CLARIAH / grlc

grlc builds Web APIs using shared SPARQL queries
http://grlc.io
MIT License
137 stars 32 forks source link

Allow fixing specUrl via environmental variable #351

Open lagivan opened 3 years ago

lagivan commented 3 years ago

It'd be a good improvement to allow binding grlc instance with a specification file and to prevent using any other specification file.

Now you can set a specification file with specUrl argument and, thus, anyone can create its own specification file and set of queries to run against the pre-configured SPARQL endpoint. It causes a security risk if the intention is to allow users to run only pre-configured SPARQL queries.

My use case is that we have an RDF store in private network but we want to build a public application interacting with the RDF store via grlc API. We want to expose only the pre-configured set of SPARQL queries to make application work.
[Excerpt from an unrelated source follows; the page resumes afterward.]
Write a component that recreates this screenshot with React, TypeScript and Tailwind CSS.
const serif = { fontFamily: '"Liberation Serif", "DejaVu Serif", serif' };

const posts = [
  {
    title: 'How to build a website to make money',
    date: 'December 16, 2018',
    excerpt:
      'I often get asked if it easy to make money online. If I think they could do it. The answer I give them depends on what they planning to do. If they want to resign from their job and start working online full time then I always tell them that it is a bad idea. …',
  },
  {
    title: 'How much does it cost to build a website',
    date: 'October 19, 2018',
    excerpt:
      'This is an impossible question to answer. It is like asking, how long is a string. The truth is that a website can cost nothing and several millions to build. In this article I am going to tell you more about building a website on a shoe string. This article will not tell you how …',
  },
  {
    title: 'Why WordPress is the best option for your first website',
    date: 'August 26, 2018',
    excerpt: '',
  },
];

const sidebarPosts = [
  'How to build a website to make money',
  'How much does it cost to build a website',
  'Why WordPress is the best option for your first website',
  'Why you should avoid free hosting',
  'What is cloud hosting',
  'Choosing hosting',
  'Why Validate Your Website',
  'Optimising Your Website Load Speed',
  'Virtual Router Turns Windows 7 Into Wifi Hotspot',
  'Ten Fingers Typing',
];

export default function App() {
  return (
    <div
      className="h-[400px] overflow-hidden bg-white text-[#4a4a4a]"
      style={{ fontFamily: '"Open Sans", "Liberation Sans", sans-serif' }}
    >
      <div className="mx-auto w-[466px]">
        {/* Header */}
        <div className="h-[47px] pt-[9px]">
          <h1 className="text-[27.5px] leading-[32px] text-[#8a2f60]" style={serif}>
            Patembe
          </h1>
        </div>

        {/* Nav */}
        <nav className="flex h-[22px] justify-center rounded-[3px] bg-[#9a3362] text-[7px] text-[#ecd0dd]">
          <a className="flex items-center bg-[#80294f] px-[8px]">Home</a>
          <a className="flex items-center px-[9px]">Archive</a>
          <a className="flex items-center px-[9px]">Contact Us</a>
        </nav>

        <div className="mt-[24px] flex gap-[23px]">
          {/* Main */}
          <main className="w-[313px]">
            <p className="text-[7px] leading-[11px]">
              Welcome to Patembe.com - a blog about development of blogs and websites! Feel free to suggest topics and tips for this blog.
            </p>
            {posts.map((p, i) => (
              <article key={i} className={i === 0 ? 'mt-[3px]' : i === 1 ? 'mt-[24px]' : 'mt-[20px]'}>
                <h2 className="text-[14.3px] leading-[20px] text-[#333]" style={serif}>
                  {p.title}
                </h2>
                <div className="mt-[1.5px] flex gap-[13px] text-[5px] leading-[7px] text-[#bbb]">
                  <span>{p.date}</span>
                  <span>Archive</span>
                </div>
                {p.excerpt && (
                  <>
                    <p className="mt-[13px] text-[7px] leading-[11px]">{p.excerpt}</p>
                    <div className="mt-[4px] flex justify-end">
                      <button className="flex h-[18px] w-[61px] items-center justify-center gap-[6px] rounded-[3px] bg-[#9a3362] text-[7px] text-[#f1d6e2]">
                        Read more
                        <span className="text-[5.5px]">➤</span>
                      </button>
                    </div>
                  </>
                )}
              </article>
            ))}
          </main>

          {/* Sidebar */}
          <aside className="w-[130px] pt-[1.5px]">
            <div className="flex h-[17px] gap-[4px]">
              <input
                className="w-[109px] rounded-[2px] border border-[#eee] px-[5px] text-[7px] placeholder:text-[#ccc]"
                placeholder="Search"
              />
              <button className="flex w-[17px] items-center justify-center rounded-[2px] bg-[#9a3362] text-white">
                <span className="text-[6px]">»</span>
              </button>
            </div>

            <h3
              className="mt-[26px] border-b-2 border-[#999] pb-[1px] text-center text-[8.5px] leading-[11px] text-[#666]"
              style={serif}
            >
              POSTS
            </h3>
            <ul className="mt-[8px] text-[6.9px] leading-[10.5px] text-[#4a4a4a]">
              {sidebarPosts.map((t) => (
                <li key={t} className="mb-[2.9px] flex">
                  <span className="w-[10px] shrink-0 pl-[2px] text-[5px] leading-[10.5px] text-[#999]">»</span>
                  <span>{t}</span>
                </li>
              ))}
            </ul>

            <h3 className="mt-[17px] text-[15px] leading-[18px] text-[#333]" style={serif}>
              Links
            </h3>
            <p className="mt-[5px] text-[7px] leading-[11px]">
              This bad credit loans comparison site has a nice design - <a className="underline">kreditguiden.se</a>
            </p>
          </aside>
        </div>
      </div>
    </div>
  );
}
However, we don't want anyone to abuse the RDF store by providing their own specUrl.

The ideal solution would be the following:

c-martinez commented 3 years ago

Hi @lagivan -- very interesting use case. It is a bit different from how we have designed and used grlc so far. Usually we aim to share public queries (e.g. on Github) for accessing public RDF stores (e.g. DBPedia). Hiding an RDF store behind a grlc API is a kind of unexpected way of using grlc, so let see what would be the best way to get your use case to work.

One mitigating factor: an external person would only be able to reach your RDF store if they know its address in your internal network.
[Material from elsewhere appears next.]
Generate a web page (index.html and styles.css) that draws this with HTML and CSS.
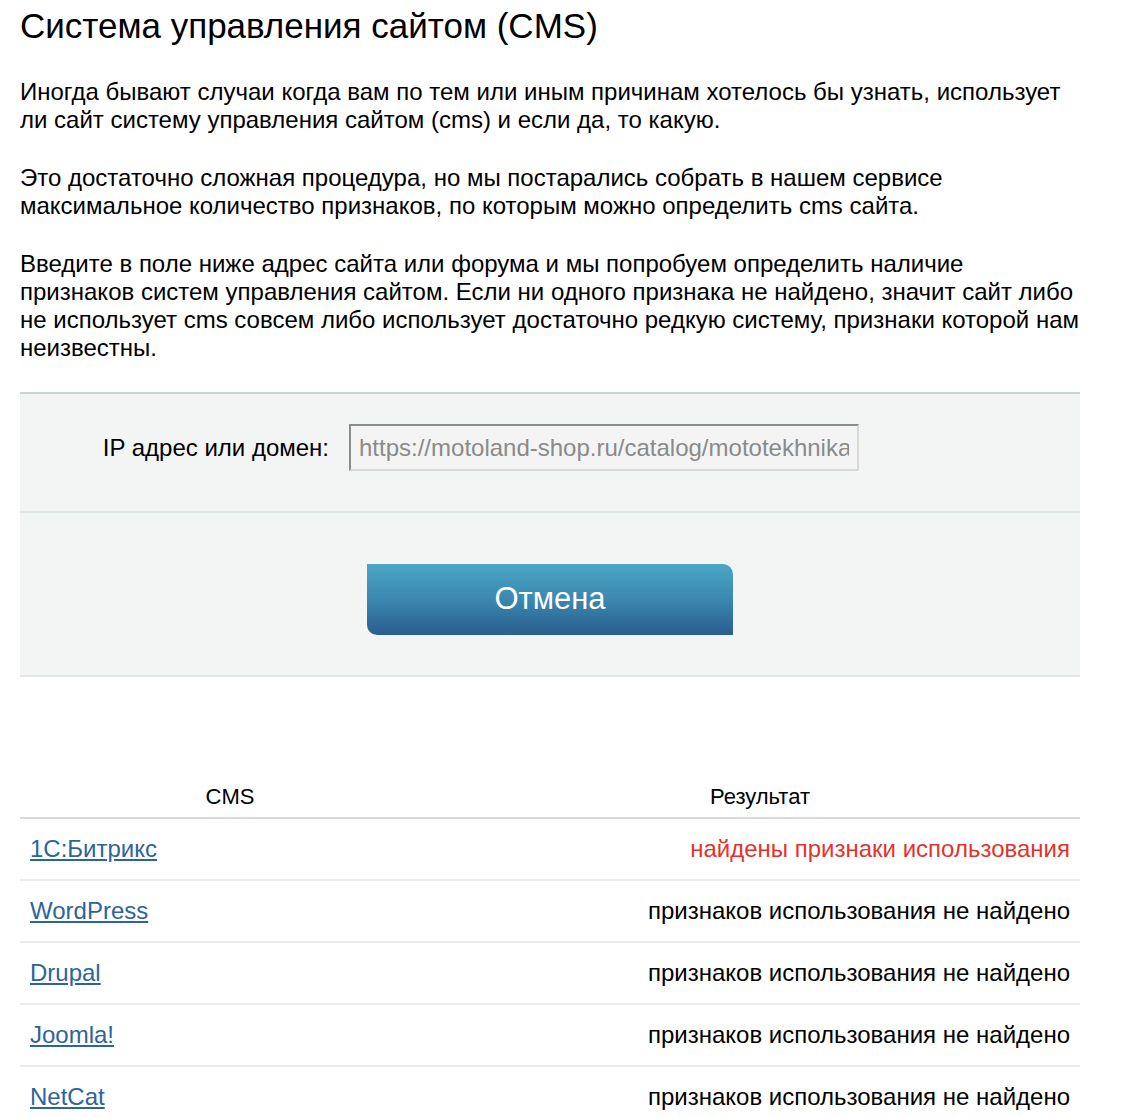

One question: will you build your grlc API from a spec file? from queries on Github? or from queries on your local storage? (https://github.com/CLARIAH/grlc#query-location)

@albertmeronyo -- what do you think? Do you think this is functionality that would be generally useful?

lagivan commented 3 years ago

@c-martinez we use a spec file now and we have to use specUrl argument so it's possible to see that from the client side.

You said an external person would be able to reach the RDF store by address - actually it's not possible in our case as RDF store is in the private network. We use our own grlc instance that has access to the RDF store and users can only access the grlc instance. So it's quite safe this way except that security breach that users can now provide their own spec file via the specUrl argument. With this feature implemented it will be possible to completely isolate the RDF store and expose only pre-configured API which is a great improvement in my opinion.